All this time hes said he cant make up his mind, he cant decide whether to leave everything for me because he's "indecisive and weak". He doesnt know whether to leave his job and family to come be with me. I ended up showing him all around where I live, how much of a home we could afford, he was amazed and loved it all. Then he went back home and just told me yesterday that despite everything it still didnt make a difference in his choice.
So now im here heartbroken thinking i need to break it off. I am 25, I cant give him another 3 years of my life not knowing whether or not he can commit. Before anyone says it no me moving there is out of the equation for many reasons he and I are both aware of. Reasons i specified and he understood at the start of our relationship.
But I love him so much. Yes he has faults, my parents say that he is the lucky one and he doesnt deserve me, but they dont know him like I do because they barely see him.
They said perhaps if i broke it off he'd have a few days without me and realize what a mistake he's made. I tend to believe this too because he gets distraught, cries, and has physically vomited at times we've about to break up over this same discussion, but we never actually have because no matter what, the second I see his face on skype, my heart melts.
I told him a few months ago I'd give him another year to decide. But when I asked him last night if deep down that year would make a difference - he said no.

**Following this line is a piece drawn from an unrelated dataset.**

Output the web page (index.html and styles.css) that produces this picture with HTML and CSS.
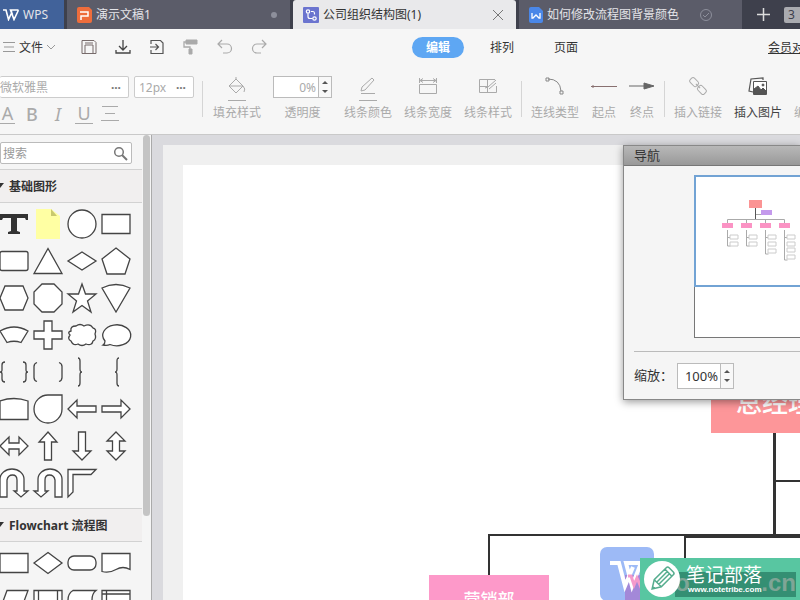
FILE: index.html
```html
<!DOCTYPE html>
<html lang="zh-CN">
<head>
<meta charset="utf-8">
<title>公司组织结构图(1)</title>
<link rel="stylesheet" href="styles.css">
</head>
<body>
<nav class="tabs">
  <a class="tab home" href="#"><svg width="16" height="12" viewBox="0 0 16 12" fill="none" stroke="#fff" stroke-width="1.6"><path d="M0 1h3l2.500 9.500L9 3M15.500 1h-8l3.500 9.500L15.500 1M8 1l1.500 5"/></svg><span>WPS</span></a>
  <a class="tab" href="#"><svg width="15" height="16" viewBox="0 0 15 16"><path d="M2 0h10l3 3v11a2 2 0 0 1-2 2H2a2 2 0 0 1-2-2V2a2 2 0 0 1 2-2z" fill="#ee6d3c"/><path d="M3 5h8v4H4v4" fill="none" stroke="#fff" stroke-width="1.500"/></svg><span class="name">演示文稿1</span><i class="dot"></i></a>
  <a class="tab active" href="#"><svg width="16" height="16" viewBox="0 0 16 16"><rect width="16" height="16" rx="1" fill="#6b74cf"/><g fill="none" stroke="#fff" stroke-width="1.200"><circle cx="5" cy="4.500" r="1.700"/><circle cx="11.500" cy="11.500" r="1.700"/><path d="M5 6.500v3q0 2 2 2h2.500M8 4.500h2q1.500 0 1.500 2v1"/></g></svg><span class="name">公司组织结构图(1)</span><svg width="12" height="12" viewBox="0 0 12 12" stroke="#777" fill="none"><path d="M1 1l10 10M11 1L1 11"/></svg></a>
  <a class="tab doc" href="#"><svg width="14" height="16" viewBox="0 0 14 16"><path d="M2 0h8l4 4v10a2 2 0 0 1-2 2H2a2 2 0 0 1-2-2V2a2 2 0 0 1 2-2z" fill="#4a87e8"/><path d="M3 6v5h1l3-3 3 3h1V6" fill="none" stroke="#fff" stroke-width="1.300"/></svg><span class="name">如何修改流程图背景颜色</span><svg class="check" width="12" height="12" viewBox="0 0 12 12" fill="none" stroke="#8d8f9b"><circle cx="6" cy="6" r="5.500"/><path d="M3 6l2 2 4-4"/></svg></a>
  <button class="add" aria-label="新建"><svg width="13" height="13" viewBox="0 0 13 13" stroke="#ddd" stroke-width="1.500"><path d="M0 6.500h13M6.500 0v13"/></svg></button>
  <span class="count">3</span>
</nav>

<header class="menu">
  <button class="file"><svg width="12" height="10" viewBox="0 0 12 10" stroke="#999"><path d="M0 .5h12M1 5h10M0 9.500h12"/></svg>文件<svg width="8" height="5" viewBox="0 0 8 5" fill="none" stroke="#999"><path d="M0 0l4 4 4-4"/></svg></button>
  <div class="quick">
    <button aria-label="保存"><svg width="16" height="16" viewBox="0 0 16 16" fill="none" stroke="#776b6b"><path d="M1 1.500h12l2 2v11H1zM4 14V6h8v8M4 4h8"/></svg></button>
    <button aria-label="下载"><svg width="16" height="16" viewBox="0 0 16 16" fill="none" stroke="#444" stroke-width="1.300"><path d="M8 1v10M4 7l4 4 4-4M1 11v3h14v-3"/></svg></button>
    <button aria-label="导出"><svg width="16" height="16" viewBox="0 0 16 16" fill="none" stroke="#555" stroke-width="1.200"><path d="M2 5V1.500h9.500l2.500 2.500v10.500H2V11M1 8h8M6.500 5L9.500 8l-3 3"/></svg></button>
    <button aria-label="格式刷"><svg width="16" height="16" viewBox="0 0 16 16" fill="none" stroke="#aaa"><path d="M3 1h11v4H3z" fill="#aaa"/><path d="M3 3H1v5h6v2" stroke-width="1.300"/><path d="M6 10h3v5H6z" fill="#aaa"/></svg></button>
    <button aria-label="撤销"><svg width="16" height="16" viewBox="0 0 16 16" fill="none" stroke="#aaa" stroke-width="1.200"><path d="M5 1L1 5l4 4M1 5h9a4.500 4.500 0 0 1 0 9H6"/></svg></button>
    <button aria-label="重做"><svg width="16" height="16" viewBox="0 0 16 16" fill="none" stroke="#aaa" stroke-width="1.200"><path d="M11 1l4 4-4 4M15 5H6a4.500 4.500 0 0 0 0 9h4"/></svg></button>
  </div>
  <div class="modes"><button class="on">编辑</button><button>排列</button><button>页面</button></div>
  <a class="member" href="#">会员对比</a>
</header>

<section class="ribbon">
  <div class="fonts">
    <div class="row">
      <label class="combo family"><input aria-label="字体" value="微软雅黑"><b>···</b></label>
      <label class="combo size"><input aria-label="字号" value="12px"><b>···</b></label>
    </div>
    <div class="row format">
      <button aria-label="文字颜色" class="under">A</button><button aria-label="加粗" class="bold">B</button><button aria-label="斜体" class="it">I</button><button aria-label="下划线" class="under">U</button><button aria-label="对齐"><svg width="18" height="15" viewBox="0 0 18 15" stroke="#aaa"><path d="M1 .5h16M4 7.500h10M0 14.500h18"/></svg></button>
    </div>
  </div>
  <hr>
  <button class="tool t60"><svg width="22" height="26" viewBox="0 0 22 26" fill="none" stroke="#aaa"><path d="M10 3l7 7-7 7-7-7zM10 3V1M17 10q3 3 1 6M3 10h14M2 24.500h18"/></svg>填充样式</button>
  <div class="tool opacity"><div class="spin"><input id="op" value="0%"><span><button aria-label="增加"></button><button aria-label="减少" class="down"></button></span></div><label for="op">透明度</label></div>
  <button class="tool t60"><svg width="22" height="26" viewBox="0 0 22 26" fill="none" stroke="#aaa"><path d="M4 15l1-4L15 2l2 2L8 14zM4 17.500h14M2 24.500h18"/></svg>线条颜色</button>
  <button class="tool t60"><svg width="22" height="26" viewBox="0 0 22 26" fill="none" stroke="#aaa"><path d="M2.500 8.500h17v9h-17zM2.500 2v5M19.500 2v5M3 4.500h16M6 2.500l-3 2 3 2M16 2.500l3 2-3 2"/></svg>线条宽度</button>
  <button class="tool t60"><svg width="22" height="26" viewBox="0 0 22 26" fill="none" stroke="#aaa"><path d="M18 3.500H2.500v13h17V10M2.500 10.500H11M10.500 3.500v13M19 4l-8 7-3 1M12 13l7-6"/></svg>线条样式</button>
  <hr class="tight">
  <button class="tool t64"><svg width="22" height="26" viewBox="0 0 22 26" fill="none" stroke="#888"><path d="M4 3q12 0 13 12M2 2h3v3H2zM16 15h3v3h-3z"/></svg>连线类型</button>
  <button class="tool t38"><svg width="28" height="26" viewBox="0 0 28 26" stroke="#887070"><path d="M1 10.500h26M3 9v3"/></svg>起点</button>
  <button class="tool t38"><svg width="28" height="26" viewBox="0 0 28 26" stroke="#666"><path d="M1 10h16"/><path d="M16 7l10 3-10 3z" fill="#666"/></svg>终点</button>
  <hr class="tight">
  <button class="tool t60"><svg width="22" height="26" viewBox="0 0 22 26" fill="none" stroke="#aaa"><g transform="rotate(45 11 10)"><rect x="1" y="7" width="9" height="6" rx="2"/><rect x="12" y="7" width="9" height="6" rx="2"/><path d="M8 10h6"/></g></svg>插入链接</button>
  <button class="tool t60 dark"><svg width="22" height="26" viewBox="0 0 22 26" fill="none" stroke="#555"><path d="M6 16l-4-1L4 3l12-1v2" stroke-width="1.200"/><path d="M6.500 5.500h13v13h-13z" fill="#fff"/><path d="M7 18v-5l4-3 3 4 2-2 3 3v3z" fill="#555"/><circle cx="16" cy="9" r="1" fill="#555"/></svg>插入图片</button>
  <button class="tool t60"><svg width="22" height="26" viewBox="0 0 22 26" fill="none" stroke="#aaa"><path d="M4 2h14l4 8-4 8H4L1 15V5z"/></svg>编辑图片</button>
</section>

<main class="work">
  <aside class="side">
    <div class="panel">
      <form class="find"><input aria-label="搜索" placeholder="搜索"><svg width="15" height="15" viewBox="0 0 15 15" fill="none" stroke="#777" stroke-width="1.500"><circle cx="6" cy="6" r="4.300"/><path d="M9 9l5 5" stroke-width="2"/></svg></form>
      <h2>基础图形</h2>
      <div class="shapes">
        <svg viewBox="-17 -18 34 37"><path d="M-14-10H14v6h-2l-1-2H3V7l3 1v2H-6V8l3-1V-6h-8l-1 2h-2z" fill="#333" stroke="none"/></svg>
        <svg viewBox="-17 -18 34 37"><path d="M-12-15H3l9 7V15h-24z" fill="#ffffa3" stroke="none"/><path d="M3-15v7h6z" fill="#c9c96e" stroke="none"/></svg>
        <svg viewBox="-17 -18 34 37"><circle r="14"/></svg>
        <svg viewBox="-17 -18 34 37"><path d="M-14-9.500h28v19h-28z"/></svg>
        <svg viewBox="-17 -18 34 37"><rect x="-14" y="-9.500" width="28" height="19" rx="2"/></svg>
        <svg viewBox="-17 -18 34 37"><path d="M0-12.500L14 12.500h-28z"/></svg>
        <svg viewBox="-17 -18 34 37"><path d="M0-9L14 0 0 9-14 0z"/></svg>
        <svg viewBox="-17 -18 34 37"><path d="M0-13L14-2 9 13H-9L-14-2z"/></svg>
        <svg viewBox="-17 -18 34 37"><path d="M-9-12H9L14 0 9 12H-9L-14 0z"/></svg>
        <svg viewBox="-17 -18 34 37"><path d="M-6-14H6l8 8V6l-8 8H-6l-8-8V-6z"/></svg>
        <svg viewBox="-17 -18 34 37"><path d="M0-14l3.500 10H14L5.500 3 9 14 0 7.500-9 14-5.500 3-14-4h10.500z"/></svg>
        <svg viewBox="-17 -18 34 37"><path d="M-14-10Q0-17 14-10L0 14z"/></svg>
        <svg viewBox="-17 -18 34 37"><path d="M-14-4Q0-12 14-4L7 7.500Q0 5-7 7.500z"/></svg>
        <svg viewBox="-17 -18 34 37"><path d="M-4-14h8V-4h10v8H4v10h-8V4h-10v-8H-4z"/></svg>
        <svg viewBox="-17 -18 34 37"><path d="M-11-4Q-12-9-6-9-2-12 2-9 8-12 11-7 15-6 13-1 15 4 11 6 10 11 4 9 0 12-4 9-9 11-11 6-15 4-12 0-15-3-11-4z"/></svg>
        <svg viewBox="-17 -18 34 37"><path d="M-11 6A14 10.500 0 1 1-6 9.500Q-9 11-13 10-11 9-11 6z"/></svg>
        <svg viewBox="-17 -18 34 37"><path class="line" d="M-9-10q-3 0-3 3v5q0 2-2 2 2 0 2 2v5q0 3 3 3M9-10q3 0 3 3v5q0 2 2 2-2 0-2 2v5q0 3-3 3"/></svg>
        <svg viewBox="-17 -18 34 37"><path class="line" d="M-11-9.500q-3 1-3 4v11q0 3 3 4M11-9.500q3 1 3 4v11q0 3-3 4"/></svg>
        <svg viewBox="-17 -18 34 37"><path class="line" d="M-4-14q2 0 2 3V-3q0 3 2 3-2 0-2 3v8q0 3-2 3"/></svg>
        <svg viewBox="-17 -18 34 37"><path class="line" d="M3-14q-2 0-2 3V-3q0 3-2 3 2 0 2 3v8q0 3 2 3"/></svg>
        <svg viewBox="-17 -18 34 37"><path d="M-14-8Q0-13 14-8V10.500h-28z"/></svg>
        <svg viewBox="-17 -18 34 37"><path d="M0-14H14V0A14 14 0 1 1 0-14z"/></svg>
        <svg viewBox="-17 -18 34 37"><path d="M-14 0l9-9v6h19v6H-5v6z"/></svg>
        <svg viewBox="-17 -18 34 37"><path d="M14 0l-9-9v6h-19v6H5v6z"/></svg>
        <svg viewBox="-17 -18 34 37"><path d="M-14 0l9-9v6H5v-6l9 9-9 9V3H-5v6z"/></svg>
        <svg viewBox="-17 -18 34 37"><path d="M0-14l9 10H3.500v18h-7V-4H-9z"/></svg>
        <svg viewBox="-17 -18 34 37"><path d="M0 14L9 5H3.500v-19h-7V5H-9z"/></svg>
        <svg viewBox="-17 -18 34 37"><path d="M0-14l9 9H3.500V5H9L0 14-9 5h5.500V-5H-9z"/></svg>
        <svg viewBox="-17 -18 34 37"><path d="M-14 14V-4a12 10 0 0 1 24 0V8h4L7 14 0 8h3V-3q0-5-4.500-5T-7-3v17z"/></svg>
        <svg viewBox="-17 -18 34 37"><path d="M14 14V-4a12 10 0 0 0-24 0V8h-4l7 6L0 8h-3V-3q0-5 4.500-5T7-3v17z"/></svg>
        <svg viewBox="-17 -18 34 37"><path d="M-14-13.500h28l-5 5H-9V9l-5 5z"/></svg>
      </div>
      <h2>Flowchart 流程图</h2>
      <div class="shapes">
        <svg viewBox="-17 -18 34 37"><path d="M-14-9.500h28v19h-28z"/></svg>
        <svg viewBox="-17 -18 34 37"><path d="M0-10.500L14 0 0 10.500-14 0z"/></svg>
        <svg viewBox="-17 -18 34 37"><rect x="-14" y="-7" width="28" height="14" rx="6"/></svg>
        <svg viewBox="-17 -18 34 37"><path d="M-14-9.500h28v16q-7-4-14 0t-14 2z"/></svg>
        <svg viewBox="-17 -18 34 37"><path d="M-7-9.500h21l-7 19h-21z"/></svg>
        <svg viewBox="-17 -18 34 37"><path d="M-14-9.500h28v19h-28zM-9.500-9.500v19M9.500-9.500v19"/></svg>
        <svg viewBox="-17 -18 34 37"><path d="M-9-9.500h23q-4 3-4 9.500t4 9.500H-9q-5-3-5-9.500t5-9.500z"/></svg>
        <svg viewBox="-17 -18 34 37"><path d="M-14-9.500h28v19h-28zM-9.500-9.500v19M-14-6h28"/></svg>
      </div>
    </div>
    <div class="track"><i></i></div>
  </aside>

  <div class="canvas">
    <div class="page">
      <svg class="wires" width="700" height="500" viewBox="0 0 700 500" fill="none" stroke="#333" stroke-width="2"><path d="M306 410v-40h334M502 371v60M591 316h60"/><path d="M591.500 260v111M502 371.500h150" stroke-width="3"/></svg>
      <div class="node root">总经理</div>
      <div class="node sales">营销部</div>
    </div>
    <svg class="logo" width="54" height="54" viewBox="0 0 54 54"><rect width="54" height="54" rx="7" fill="#9dbaf6"/><path d="M25 28h29v26H25z" fill="#a388d8"/><path d="M10 16h9l6 23 8-19M42 16H26l6 23 9-23" fill="none" stroke="#fff" stroke-width="4"/><path d="M28 29h3l3 9 3-7 3 7 3-9" fill="none" stroke="#f59acb" stroke-width="3"/></svg>
    <div class="brand">
      <svg width="36" height="36" viewBox="0 0 36 36"><circle cx="18" cy="18" r="18" fill="#fff"/><g fill="none" stroke="#55ad8e" stroke-width="1.500" transform="rotate(45 18 18)"><path d="M13 7q0-2 2-2h6q2 0 2 2v17l-5 8-5-8zM13 9h10M13 24h10M16.500 9v15M19.500 9v15M16.500 30h3"/></g></svg>
      <div class="under-mark"><span>o</span><span>.cn</span></div>
      <div class="words"><strong>笔记部落</strong><small>www.notetribe.com</small></div>
    </div>
    <section class="navigator">
      <h3>导航</h3>
      <div class="preview"><div class="view">
        <svg width="106" height="108" viewBox="0 0 106 108"><g fill="none" stroke="#aaa"><path d="M31.500 50v-7.500h57V50M50.500 43v7M69.500 43v7M60 37.500h6"/><path d="M59.500 31v11" stroke="#555"/><path d="M31.500 53v16h3M50.500 53v16h3M69.500 53v24h3M88.500 53v30h3M31.500 60.500h3M50.500 60.500h3M69.500 60.500h3M88.500 60.500h3"/><path d="M34 58h8v4h-8zM34 65h8v4h-8zM53 58h8v4h-8zM53 65h8v4h-8zM72 58h8v4h-8zM72 65h8v4h-8zM72 72h8v4h-8zM91 58h8v4h-8zM91 65h8v4h-8zM91 71h8v4h-8zM91 78h8v4h-8z" fill="#fff" stroke="#ccc"/></g><path d="M53 23h13v8H53z" fill="#fb9494"/><path d="M65 33h11v5H65z" fill="#c49aec"/><path d="M26 46h11v5H26zM45 46h11v5H45zM64 46h11v5H64zM83 46h11v5H83z" fill="#fb93c4"/></svg>
      </div></div>
      <div class="zoom"><label for="zm">缩放：</label><div class="spin"><input id="zm" value="100%"><span><button aria-label="放大"></button><button aria-label="缩小" class="down"></button></span></div></div>
    </section>
  </div>
</main>
</body>
</html>
```
FILE: styles.css
```css
* { box-sizing: border-box; }
body, button, input { font-family: "Noto Sans", "Noto Sans CJK SC", sans-serif; font-size: 12px; }
body { margin: 0; height: 100vh; display: flex; flex-direction: column; overflow: hidden; background: #f6f6f6; color: #333; }
button { padding: 0; border: 0; background: none; color: inherit; flex: none; }
input { border: 0; padding: 0; min-width: 0; background: none; color: inherit; outline: 0; }
svg { flex: none; display: block; }
a { color: inherit; }

.tabs { height: 29px; flex: none; display: flex; align-items: stretch; gap: 3px; background: #3e404c; color: #e4e4e8; overflow: hidden; }
.tab { flex: 0 0 223px; display: flex; align-items: center; gap: 4px; padding: 0 12px 0 10px; background: #5b5c69; text-decoration: none; line-height: 29px; white-space: nowrap; }
.tab .name { flex: 1; }
.home { flex-basis: 64px; background: #41629a; padding: 0 0 0 3px; }
.active { background: #e9e9eb; color: #333; border-radius: 3px 3px 0 0; padding-left: 10px; }
.doc { padding-left: 10px; }
.check { margin-right: 18px; }
.dot { width: 6px; height: 6px; border-radius: 3px; background: #8d8f9b; margin-right: 1px; }
.add { width: 36px; display: flex; align-items: center; justify-content: center; }
.count { align-self: center; flex: none; width: 22px; height: 16px; padding-left: 4px; line-height: 16px; background: #aaabb0; color: #3e404c; border-radius: 2px; }

.menu { height: 36px; flex: none; display: flex; align-items: center; overflow: hidden; }
.file { display: flex; align-items: center; gap: 4px; padding-left: 3px; width: 81px; }
.quick { display: flex; gap: 18px; width: 331px; flex: none; }
.modes { display: flex; gap: 12px; flex: none; }
.modes button { width: 52px; height: 21px; border-radius: 11px; }
.modes .on { background: #5ea7f3; color: #fff; font-weight: bold; }
.member { margin-left: 176px; white-space: nowrap; flex: none; }

.ribbon { height: 70px; flex: none; display: flex; border-bottom: 1px solid #c9c9c9; color: #aaa; overflow: hidden; }
.ribbon hr { width: 1px; height: 36px; margin: 16px 4px 0; border: 0; background: #d5d5d5; flex: none; }
.ribbon .tight { margin: 16px 3px 0; }
.fonts { flex: none; width: 198px; padding-top: 11px; }
.row { display: flex; gap: 5px; }
.combo { display: flex; align-items: center; height: 22px; border: 1px solid #ccc; border-radius: 2px; background: #fff; padding: 0 7px 0 4px; }
.combo input { flex: 1; }
.combo b { color: #777; }
.family { width: 129px; border-left: 0; padding-left: 0; }
.size { width: 60px; }
.format { gap: 8px; margin-top: 5px; }
.format button { width: 18px; height: 21px; font-size: 18px; line-height: 20px; display: flex; justify-content: center; align-items: center; }
.format button:first-child { width: 15px; }
.format .bold { font-weight: 500; }
.format .it { font-style: italic; }
.format .under { border-bottom: 1px solid #aaa; }
.tool { flex: none; display: flex; flex-direction: column; align-items: center; padding-top: 11px; line-height: 18px; white-space: nowrap; }
.tool > svg { margin-bottom: 2px; }
.tool .spin { margin-bottom: 6px; }
.t60, .t64 { width: 60px; }
.t38 { width: 38px; }
.dark { color: #444; }
.opacity { width: 71px; }
.spin { display: flex; width: 59px; height: 22px; border: 1px solid #bbb; background: #fff; }
.spin input { flex: 1; text-align: right; padding-right: 2px; }
.spin span { display: flex; flex-direction: column; justify-content: center; gap: 6px; width: 13px; border-left: 1px solid #bbb; align-items: center; background: #f8f8f8; }
.spin button { border: solid transparent; border-width: 0 3px 3px; border-bottom-color: #555; width: 6px; height: 3px; }
.spin .down { border-width: 3px 3px 0; border-top-color: #555; }

.work { flex: 1; min-height: 0; display: flex; }
.side { flex: none; width: 152px; display: flex; border-right: 1px solid #aaa; background: #f5f5f5; overflow: hidden; }
.panel { width: 142px; overflow: hidden; }
.track { width: 9px; padding-left: 1px; }
.track i { display: block; width: 7px; height: 381px; border-radius: 4px; background: #c4c4c4; }
.find { display: flex; align-items: center; height: 22px; width: 132px; margin: 7px 0 5px; border: 1px solid #bbb; border-radius: 2px; background: #fff; padding: 0 3px 0 2px; }
.find input { flex: 1; }
.find input::placeholder { color: #999; }
h2 { margin: 0; height: 34px; padding-left: 9px; line-height: 33px; font-size: 12px; border: solid #d2d2d2; border-width: 1px 0; background: #f1efef; position: relative; }
h2::before { content: ""; position: absolute; left: -4px; top: 13px; border: 4px solid transparent; border-top: 5px solid #333; border-bottom: 0; }
.shapes { display: grid; grid-template-columns: repeat(4, 34px); grid-auto-rows: 37px; margin-left: -3px; padding: 3px 0 6px; }
.shapes svg { width: 34px; height: 37px; fill: #fff; stroke: #444; stroke-width: 1.3px; }
.shapes .line { fill: none; }

.canvas { flex: 1; min-width: 0; position: relative; overflow: hidden; background: #dadade; padding: 10px 0 0 11px; display: flex; }
.page { flex: 1; border: solid #f0f0f0; border-width: 20px 0 0 20px; background: #fff; position: relative; overflow: hidden; }
.wires { position: absolute; left: 0; top: 0; }
.node { position: absolute; display: flex; align-items: center; justify-content: center; color: #fff; font-weight: 500; }
.root { left: 528px; top: 204px; width: 128px; height: 64px; background: #fd9699; font-size: 26px; }
.sales { left: 246px; top: 410px; width: 120px; height: 46px; background: #fd99c9; font-size: 17px; }
.logo { position: absolute; left: 448px; bottom: -1px; }
.brand { position: absolute; left: 488px; right: 0; bottom: 0; height: 42px; background: #58c6a1; display: flex; align-items: center; gap: 6px; padding-left: 4px; color: #fff; }
.brand svg { z-index: 1; }
.under-mark { position: absolute; left: 35px; right: 4px; bottom: 3px; height: 25px; display: flex; justify-content: space-between; background: #348f73; color: #7fa596; font: bold 24px/22px "Liberation Sans", sans-serif; }
.words { position: relative; display: flex; flex-direction: column; flex: none; }
.words strong { font-size: 19px; line-height: 20px; padding-top: 2px; font-weight: 400; }
.words small { font: bold 8px/10px "Liberation Sans", sans-serif; padding-left: 2px; }

.navigator { position: absolute; left: 471px; right: 0; top: 10px; height: 255px; display: flex; flex-direction: column; border: 1px solid #888; border-right: 0; background: #f5f5f5; box-shadow: 0 2px 8px #0006; overflow: clip; overflow-clip-margin: 10px; }
h3 { margin: 0; height: 20px; padding-left: 10px; font-size: 13px; line-height: 19px; font-weight: 400; background: linear-gradient(#b8b8b8, #999); border-bottom: 1px solid #777; }
.preview { margin: 9px 0 0 70px; height: 163px; border: 1px solid #777; border-right: 0; background: #fff; }
.view { height: 112px; margin: -1px 0 0 -1px; border: 2px solid #72a3d4; border-right: 0; }
.zoom { display: flex; align-items: center; gap: 4px; margin: 13px 0 0 10px; padding-top: 11px; border-top: 1px solid #bbb; font-size: 13px; }
.zoom label { width: 39px; white-space: nowrap; line-height: 20px; padding-bottom: 2px; }
.zoom .spin { width: 57px; height: 26px; }
.zoom input { font-size: 13px; }
```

He's not emotionally ready or man enough or strong enough for this. But I love him SO SO much. He's my world, my first boyfriend and my first love. I honestly dont know how I'd get over this. It's breaking me apart at the thought of it.
Please, someone, anyone with advice. Thank you.
My boyfriend and I have known each other for 3 years now and talked every single day since then. Been in a relationship for over 2 years now.
He is my best friend, my rock, he makes me laugh, he supports me and is there for me if I need him. I feel so loved. We are so similar and i cant ever imagine anybody fitting with me like he does.
He isn't the most "manly" or the most strong man in the world which I wont lie yes does bother me from time to time but he has SO many amazing qualities that I have always just thought "well none of us are perfect". We all have our faults. My mother says she thinks he wouldnt be strong enough to handle real life situations if money ever got tight or we struggled in our marriage, that he'd just crumble. That being said she doesnt know him like I do and i dont think know if that would be the case. He's almost 28 and lives at home, is a huge kid at heart, his room filled with memorabilia from childhood and yes he is immature in many ways, especially in real world situations, where hes having to take this risk. Though he is wise in so many others.
The plan was we at the start that we get married in 5 years and move him over here. That plan is rapidly approaching now and is now just under 3 years away. He initially said he'd move over to me when he didn't have a job. But now, he has this "Dream career" which in all honestly yes he enjoys but doesnt pay well, where he lives now he'd be unable to buy a house, he doesnt live in the nicest place but is close with his family. Initially this was an unstable and temporary job, but just after he left last time it became permanent and he said this "threw a spanner in the works"
All this time hes said he cant make up his mind, he cant decide whether to leave everything for me because he's "indecisive and weak". He doesnt know whether to leave his job and family to come be with me. I ended up showing him all around where I live, how much of a home we could afford, he was amazed and loved it all. Then he went back home and just told me yesterday that despite everything it still didnt make a difference in his choice.
So now im here heartbroken thinking i need to break it off. I am 25, I cant give him another 3 years of my life not knowing whether or not he can commit. Before anyone says it no me moving there is out of the equation for many reasons he and I are both aware of. Reasons i specified and he understood at the start of our relationship.
But I love him so much. Yes he has faults, my parents say that he is the lucky one and he doesnt deserve me, but they dont know him like I do because they barely see him.
They said perhaps if i broke it off he'd have a few days without me and realize what a mistake he's made. I tend to believe this too because he gets distraught, cries, and has physically vomited at times we've about to break up over this same discussion, but we never actually have because no matter what, the second I see his face on skype, my heart melts.
I told him a few months ago I'd give him another year to decide. But when I asked him last night if deep down that year would make a difference - he said no.
He's not emotionally ready or man enough or strong enough for this. But I love him SO SO much. He's my world, my first boyfriend and my first love. I honestly dont know how I'd get over this. It's breaking me apart at the thought of it.
Please, someone, anyone with advice. Thank you.